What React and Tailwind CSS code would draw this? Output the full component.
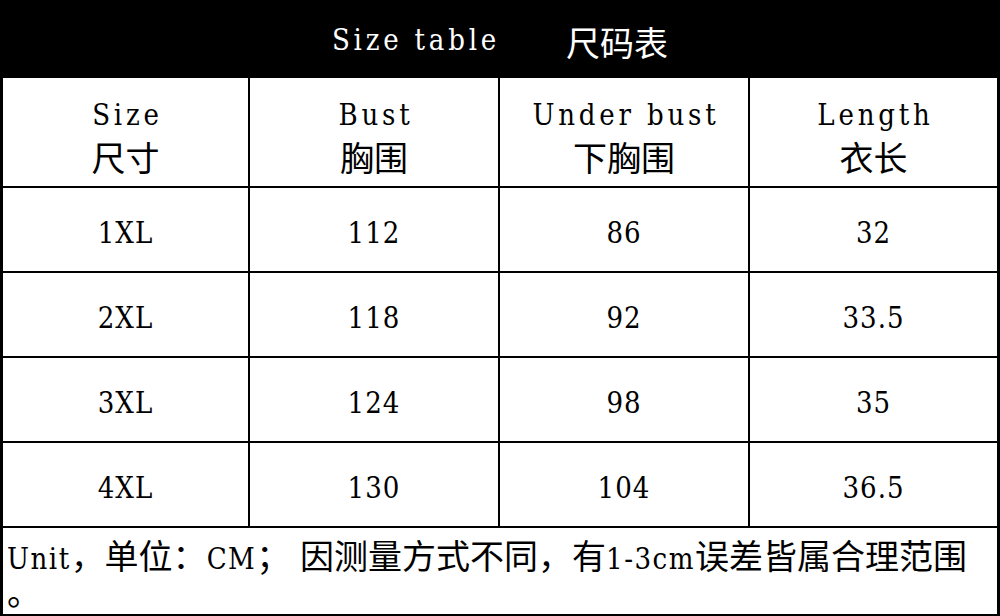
import React from "react";

const CJK = /([\u3000-\u303f\u4e00-\u9fff\uff00-\uffef]+)/;

const spacing = {
  word: "tracking-[3.8px]",
  note: "tracking-[1.5px]",
  num: "tracking-[1px]",
};

function Latin({ children, kind = "word" }) {
  return (
    <span
      className={`whitespace-pre font-['DejaVu_Serif_Condensed','DejaVu_Serif',serif] font-stretch-condensed text-[29px] ${spacing[kind]}`}
    >
      {children}
    </span>
  );
}

function Han({ children }) {
  return <span className="font-['Noto_Sans_CJK_SC',sans-serif] text-[34px]">{children}</span>;
}

function Mixed({ text }) {
  return text.split(CJK).map((part, i) =>
    CJK.test(part) ? (
      <Han key={i}>{part}</Han>
    ) : part ? (
      <Latin key={i} kind="note">
        {part}
      </Latin>
    ) : null
  );
}

const headers = [
  ["Size", "尺寸"],
  ["Bust", "胸围"],
  ["Under bust", "下胸围"],
  ["Length", "衣长"],
];

const rows = [
  ["1XL", "112", "86", "32"],
  ["2XL", "118", "92", "33.5"],
  ["3XL", "124", "98", "35"],
  ["4XL", "130", "104", "36.5"],
];

const grid = "grid grid-cols-[247px_250px_250px_1fr] border-b-2 border-black";

export default function App() {
  return (
    <div className="flex h-[616px] w-[1000px] flex-col bg-white text-black">
      <div className="flex h-[78px] shrink-0 items-center justify-center gap-[66px] bg-black pt-[4px] text-white">
        <Latin>Size table</Latin>
        <Han>尺码表</Han>
      </div>

      <div className="flex flex-1 flex-col border-x-[3px] border-b-[3px] border-black">
        <div className={`${grid} h-[110px] shrink-0`}>
          {headers.map(([en, zh], i) => (
            <div
              key={en}
              className={`flex flex-col items-center justify-center pt-[8px] leading-[37px] ${i < 3 ? "border-r-2 border-black" : ""}`}
            >
              <span className="pl-[4px]">
                <Latin>{en}</Latin>
              </span>
              <Han>{zh}</Han>
            </div>
          ))}
        </div>

        {rows.map((row) => (
          <div key={row[0]} className={`${grid} h-[85px] shrink-0`}>
            {row.map((cell, i) => (
              <div
                key={i}
                className={`flex items-center justify-center pt-[8px] ${i < 3 ? "border-r-2 border-black" : ""}`}
              >
                <Latin kind="num">{cell}</Latin>
              </div>
            ))}
          </div>
        ))}

        <div className="flex-1 pl-[4px] pt-[6px]">
          <div className="h-[42px] leading-[42px]">
            <Mixed text="Unit，单位：CM； 因测量方式不同，有1-3cm误差皆属合理范围" />
          </div>
          <div className="leading-[30px]">
            <Han>。</Han>
          </div>
        </div>
      </div>
    </div>
  );
}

──────────

§ Exercise
Copy out every line of the material above exactly, skipping the pictures.

§ Answer to this exercise
What React and Tailwind CSS code would draw this? Output the full component.
import React from "react";

const CJK = /([\u3000-\u303f\u4e00-\u9fff\uff00-\uffef]+)/;

const spacing = {
  word: "tracking-[3.8px]",
  note: "tracking-[1.5px]",
  num: "tracking-[1px]",
};

function Latin({ children, kind = "word" }) {
  return (
    <span
      className={`whitespace-pre font-['DejaVu_Serif_Condensed','DejaVu_Serif',serif] font-stretch-condensed text-[29px] ${spacing[kind]}`}
    >
      {children}
    </span>
  );
}

function Han({ children }) {
  return <span className="font-['Noto_Sans_CJK_SC',sans-serif] text-[34px]">{children}</span>;
}

function Mixed({ text }) {
  return text.split(CJK).map((part, i) =>
    CJK.test(part) ? (
      <Han key={i}>{part}</Han>
    ) : part ? (
      <Latin key={i} kind="note">
        {part}
      </Latin>
    ) : null
  );
}

const headers = [
  ["Size", "尺寸"],
  ["Bust", "胸围"],
  ["Under bust", "下胸围"],
  ["Length", "衣长"],
];

const rows = [
  ["1XL", "112", "86", "32"],
  ["2XL", "118", "92", "33.5"],
  ["3XL", "124", "98", "35"],
  ["4XL", "130", "104", "36.5"],
];

const grid = "grid grid-cols-[247px_250px_250px_1fr] border-b-2 border-black";

export default function App() {
  return (
    <div className="flex h-[616px] w-[1000px] flex-col bg-white text-black">
      <div className="flex h-[78px] shrink-0 items-center justify-center gap-[66px] bg-black pt-[4px] text-white">
        <Latin>Size table</Latin>
        <Han>尺码表</Han>
      </div>

      <div className="flex flex-1 flex-col border-x-[3px] border-b-[3px] border-black">
        <div className={`${grid} h-[110px] shrink-0`}>
          {headers.map(([en, zh], i) => (
            <div
              key={en}
              className={`flex flex-col items-center justify-center pt-[8px] leading-[37px] ${i < 3 ? "border-r-2 border-black" : ""}`}
            >
              <span className="pl-[4px]">
                <Latin>{en}</Latin>
              </span>
              <Han>{zh}</Han>
            </div>
          ))}
        </div>

        {rows.map((row) => (
          <div key={row[0]} className={`${grid} h-[85px] shrink-0`}>
            {row.map((cell, i) => (
              <div
                key={i}
                className={`flex items-center justify-center pt-[8px] ${i < 3 ? "border-r-2 border-black" : ""}`}
              >
                <Latin kind="num">{cell}</Latin>
              </div>
            ))}
          </div>
        ))}

        <div className="flex-1 pl-[4px] pt-[6px]">
          <div className="h-[42px] leading-[42px]">
            <Mixed text="Unit，单位：CM； 因测量方式不同，有1-3cm误差皆属合理范围" />
          </div>
          <div className="leading-[30px]">
            <Han>。</Han>
          </div>
        </div>
      </div>
    </div>
  );
}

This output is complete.